Friday, 18 October 2013

Horror Flash Fiction: Scabs Commentary

                                                     'Scabs' commentary

 'Scabs' is based on the theme of Halloween. Its purpose is to entertain and horrify the audience. The audience this piece is aimed at is Year 7 to Year 9. 'Scabs' was written as a short story in flash fiction style for a competition.

Due to the influence of the audience, I used language that would creep out and scare the readers. everyone has had scabs at some point in their lives, and most would have picked at them. There is always the fear of peeling back skin too far and causing harm, so to have a character who loves to peel his scabs who make the reader feel disturbed.

I find that one of the reasons this story is effective is due to its links to childhood. The lexis 'scab' has a lexical field of wounds, clotting, puss, not healing effectively; these are the general connotations given when hearing the word scab. It also links to childhood effectively as many children pick their scabs. The character in this story even talks about his childhood and how his mother scolds him for playing with his scab. The reader should be able to related with the childhood feeling of being interested and enjoying something disgusting.

A phrase I used to creep the audience out is 'I smiled, I loved this part'. This has pragmatic value as it implies to the reader that the character has done the same action before, and shows that he enjoys the pain, being extremely sadistic.

The piece is extremely descriptive, as it gives comparisons to size using a metaphor 'had grown to be the size of A4 paper' and a very visual image 'was deep enough to put the tip of my finger in' to help the reader picture how large the wound he's made on himself actually is. The piece also has a brief description of the feel of the scab, and the feelings of pain that the character feels, which is intended to make the reader feel on their skin the scab and clearly picture how the scab would feel under their finger tips.
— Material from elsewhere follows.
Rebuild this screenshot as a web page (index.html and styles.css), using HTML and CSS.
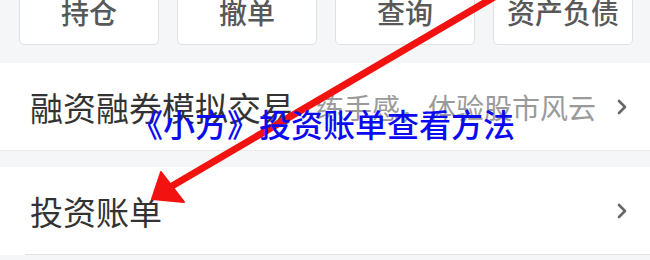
FILE: index.html
```html
<!DOCTYPE html>
<html lang="zh">
<head>
<meta charset="utf-8">
<link rel="stylesheet" href="styles.css">
</head>
<body>
<div class="page">
  <div class="tabs">
    <div class="tab">持仓</div>
    <div class="tab">撤单</div>
    <div class="tab">查询</div>
    <div class="tab">资产负债</div>
  </div>
  <div class="group">
    <div class="row">
      <span class="title">融资融券模拟交易</span>
      <span class="sub">练手感，体验股市风云</span>
      <svg class="chev" width="12" height="16" viewBox="0 0 12 16"><polyline points="3,2 9,8 3,14" fill="none" stroke="#666" stroke-width="2.6" stroke-linecap="round" stroke-linejoin="round"/></svg>
    </div>
  </div>
  <div class="group">
    <div class="row last">
      <span class="title">投资账单</span>
      <svg class="chev" width="12" height="16" viewBox="0 0 12 16"><polyline points="3,2 9,8 3,14" fill="none" stroke="#666" stroke-width="2.6" stroke-linecap="round" stroke-linejoin="round"/></svg>
    </div>
  </div>
  <svg class="arrow" width="650" height="260" viewBox="0 0 650 260">
    <line x1="496" y1="-4" x2="172" y2="186" stroke="#f2120f" stroke-width="7" stroke-linecap="round"/>
    <polygon points="152,199 161,172 184,202" fill="#f2120f" stroke="#f2120f" stroke-width="2" stroke-linejoin="round"/>
  </svg>
  <div class="caption">《小方》投资账单查看方法</div>
</div>
</body>
</html>
```
FILE: styles.css
```css
html, body {
  margin: 0;
  padding: 0;
}
body {
  width: 650px;
  height: 260px;
  overflow: hidden;
  background: #f5f6f8;
  font-family: "Noto Sans CJK SC", "Noto Sans", sans-serif;
}
.page {
  position: relative;
  width: 650px;
  height: 260px;
}
.tabs {
  display: flex;
  gap: 18px;
  padding: 0 16px 0 19px;
  height: 63px;
}
.tab {
  width: 140px;
  height: 65px;
  margin-top: -20px;
  box-sizing: border-box;
  background: #fff;
  border: 1px solid #dfe1e4;
  border-radius: 5px;
  display: flex;
  align-items: flex-end;
  justify-content: center;
  padding-bottom: 17px;
  font-size: 28px;
  line-height: 30px;
  font-weight: 500;
  color: #585858;
}
.group {
  background: #fff;
  margin-bottom: 16px;
}
.row {
  height: 88px;
  box-sizing: border-box;
  display: flex;
  align-items: center;
  padding: 0 22px 0 30px;
  border-bottom: 1px solid #ebebeb;
}
.row.last {
  margin-left: 25px;
  padding-left: 5px;
  border-bottom-color: #e2e2e2;
}
.title {
  font-size: 33px;
  color: #333;
  line-height: 40px;
}
.sub {
  font-size: 28px;
  color: #9a9a9a;
  margin-left: 22px;
  line-height: 40px;
}
.chev {
  margin-left: auto;
}
.arrow {
  position: absolute;
  left: 0;
  top: 0;
}
.caption {
  position: absolute;
  left: 0;
  right: 0;
  top: 102px;
  text-align: center;
  font-size: 32px;
  font-weight: 500;
  line-height: 42px;
  color: #0b0bf2;
  padding-right: 4px;
}
```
Also, describing the state of the characters nails as bitten; we can picture the character struggling to get a grip on his scab, and making a mess of it as he does so. Although the character doesn't describe it, its obvious the wound he has made is more than just bleeding, we know this when he implies how large its splitting and how deep its going. This is also obvious when he is dazed in his chair.
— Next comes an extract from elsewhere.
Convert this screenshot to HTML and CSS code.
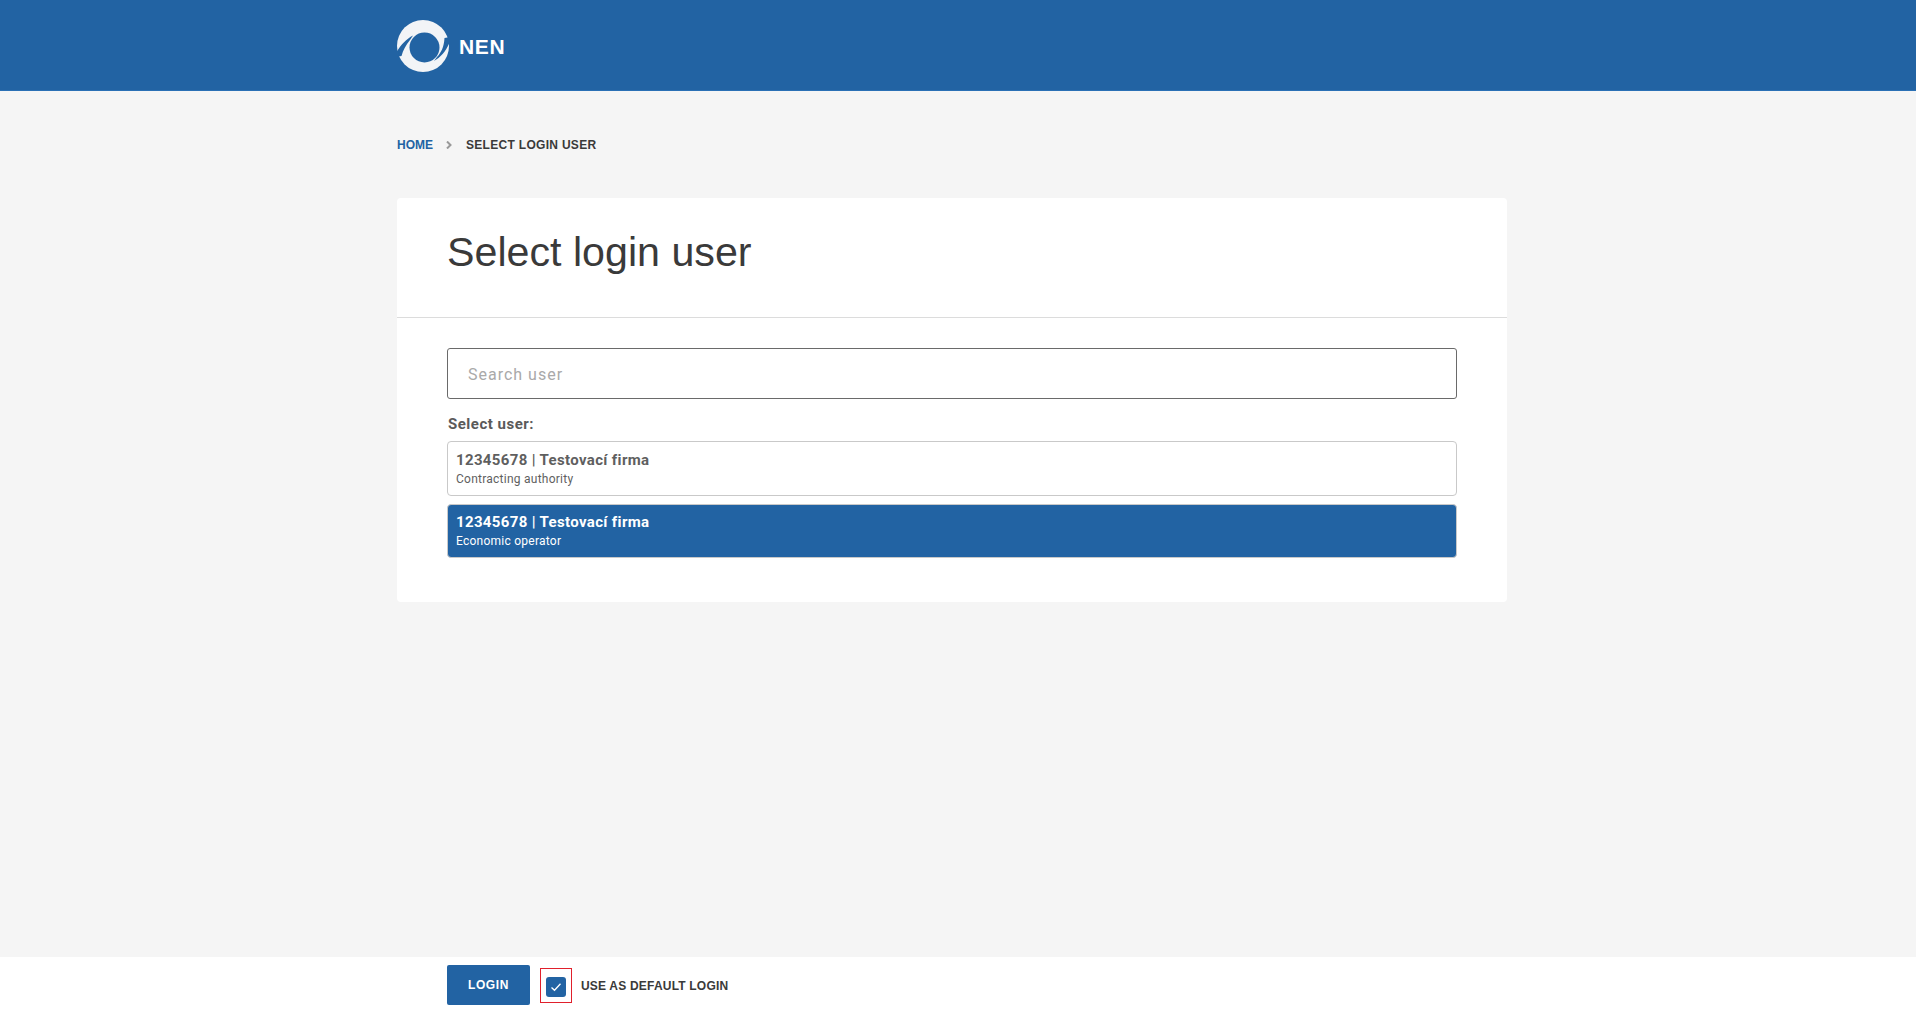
FILE: index.html
```html
<!doctype html>
<html>
  <head>
    <meta charset="UTF-8" />
    <title>NEN - Select login user</title>
    <link rel="stylesheet" href="styles.css">
  </head>
  <body>
    <header class="top-bar">
      <div class="container top-bar-inner">
        <svg class="logo" viewBox="0 0 52 52" width="52" height="52">
          <circle cx="26" cy="26" r="26" fill="#f2f4f7" />
          <circle cx="27.5" cy="27.5" r="15" fill="#2263a3" />
          <path d="M-1 33C3 26 9 19 16 15.5L13 20C9 25 6 30 4.5 36L-1 37Z" fill="#2263a3" />
          <path d="M53 21C50 30 44 37 37 41L40 37C44 33 47 27 47.5 18L53 17Z" fill="#2263a3" />
        </svg>
        <span class="brand">NEN</span>
      </div>
    </header>

    <main class="content">
      <div class="container">
        <nav class="breadcrumb">
          <a href="#">Home</a>
          <svg class="crumb-sep" viewBox="0 0 6 8" width="6" height="8">
            <path d="M1 .5L4.5 4 1 7.5" fill="none" stroke="#999" stroke-width="2" />
          </svg>
          <span>Select login user</span>
        </nav>

        <section class="card">
          <div class="card-head">
            <h1>Select login user</h1>
          </div>
          <div class="card-body">
            <input class="search" type="text" placeholder="Search user" />
            <div class="list-label">Select user:</div>
            <div class="user-row">
              <strong>12345678 | Testovací firma</strong>
              <small>Contracting authority</small>
            </div>
            <div class="user-row selected">
              <strong>12345678 | Testovací firma</strong>
              <small>Economic operator</small>
            </div>
          </div>
        </section>
      </div>
    </main>

    <footer class="bottom-bar">
      <div class="container bottom-bar-inner">
        <button class="login-btn">Login</button>
        <span class="check-focus">
          <span class="check">
            <svg viewBox="0 0 12 10" width="12" height="10">
              <path d="M1.5 5.5l3 2.8 6-6.6" fill="none" stroke="#fff" stroke-width="1.3" />
            </svg>
          </span>
        </span>
        <span class="check-label">Use as default login</span>
      </div>
    </footer>
  </body>
</html>
```

FILE: styles.css
```css
html,
body {
  height: 100%;
}

body {
  margin: 0;
  display: flex;
  flex-direction: column;
  min-height: 100vh;
  background: #f5f5f5;
  color: #3a3a3a;
  font-family: "Liberation Sans", Arial, sans-serif;
}

.container {
  width: 1110px;
  margin-left: 397px;
}

.top-bar {
  height: 91px;
  background: #2263a3;
  border-bottom: 1px solid #2a70b5;
  box-sizing: border-box;
  flex: none;
}

.top-bar-inner {
  display: flex;
  align-items: center;
  height: 92px;
}

.logo {
  display: block;
}

.brand {
  margin-top: 1px;
  margin-left: 10px;
  color: #fff;
  font-size: 21px;
  font-weight: 700;
  letter-spacing: 0.7px;
}

.content {
  flex: 1;
}

.breadcrumb {
  display: flex;
  align-items: center;
  height: 14px;
  margin-top: 47px;
  font-size: 12px;
  font-weight: 700;
  letter-spacing: 0.3px;
  text-transform: uppercase;
}

.breadcrumb a {
  color: #2263a3;
  letter-spacing: 0;
  text-decoration: none;
}

.crumb-sep {
  margin: 0 14px 0 13px;
}

.card {
  margin-top: 46px;
  background: #fff;
  border-radius: 4px;
}

.card-head {
  height: 119px;
  padding: 0 50px;
  border-bottom: 1px solid #dcdcdc;
}

.card-head h1 {
  margin: 0;
  padding-top: 31px;
  font-size: 41.2px;
  font-weight: 400;
  line-height: 46px;
}

.card-body {
  padding: 30px 50px 44px;
}

.search {
  display: block;
  box-sizing: border-box;
  width: 100%;
  height: 51px;
  padding: 2px 20px 0;
  border: 1px solid #6a6a6a;
  border-radius: 3px;
  outline: none;
  background: #fff;
  font-family: Roboto, sans-serif;
  font-size: 16px;
  letter-spacing: 1px;
}

.search::placeholder {
  color: #a9a9a9;
  opacity: 1;
}

.list-label {
  margin-top: 17px;
  padding-left: 1px;
  color: #5a5a5a;
  font-family: Roboto, sans-serif;
  font-size: 15px;
  font-weight: 700;
  line-height: 16px;
  letter-spacing: 0.5px;
}

.user-row {
  box-sizing: border-box;
  height: 55px;
  margin-top: 9px;
  padding: 9px 8px 0;
  border: 1px solid #c9c9c9;
  border-radius: 4px;
  background: #fff;
  color: #5f5f5f;
  font-family: Roboto, sans-serif;
}

.user-row + .user-row {
  height: 54px;
  margin-top: 8px;
  padding-top: 8px;
}

.user-row strong {
  display: block;
  font-size: 15px;
  line-height: 18px;
  letter-spacing: 0.35px;
}

.user-row small {
  display: block;
  margin-top: 2px;
  font-size: 12px;
  line-height: 16px;
  letter-spacing: 0.25px;
}

.user-row.selected {
  border-color: #c9c9c9;
  background: #2263a3;
  color: #fff;
}

.bottom-bar {
  flex: none;
  height: 54px;
  background: #fff;
}

.bottom-bar-inner {
  display: flex;
  align-items: center;
  height: 100%;
  padding-left: 50px;
  box-sizing: border-box;
}

.login-btn {
  width: 83px;
  height: 40px;
  margin-top: 2px;
  border: 0;
  border-radius: 2px;
  background: #2263a3;
  color: #fff;
  font-family: "Liberation Sans", Arial, sans-serif;
  font-size: 12px;
  font-weight: 700;
  letter-spacing: 0.6px;
  text-transform: uppercase;
}

.check-focus {
  display: flex;
  align-items: center;
  justify-content: center;
  box-sizing: border-box;
  width: 32px;
  height: 35px;
  margin-top: 2px;
  margin-left: 10px;
  border: 1px solid #e0202c;
}

.check {
  display: flex;
  align-items: center;
  justify-content: center;
  width: 20px;
  height: 20px;
  margin-top: 3px;
  border-radius: 3px;
  background: #2263a3;
}

.check-label {
  margin-top: 3px;
  margin-left: 9px;
  font-size: 12px;
  font-weight: 700;
  letter-spacing: 0.2px;
  text-transform: uppercase;
}
```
The fact that the character doesn't have a name nor gender assigned to him during the actual story (for commentary purposes I have labelled the character as a him, to make the description easier), It doesn't give the reader a pre-picture of how the character should look, which also isn't described in the story. This makes it easier for the reader to imagine their own person peeling off the scab, either by putting themselves in the story or by creating their own character. the only information about the character is a brief insight to an aspect of his childhood, he's old enough to work, that he travels to work by bike, and how he has a weird fascination with scabs.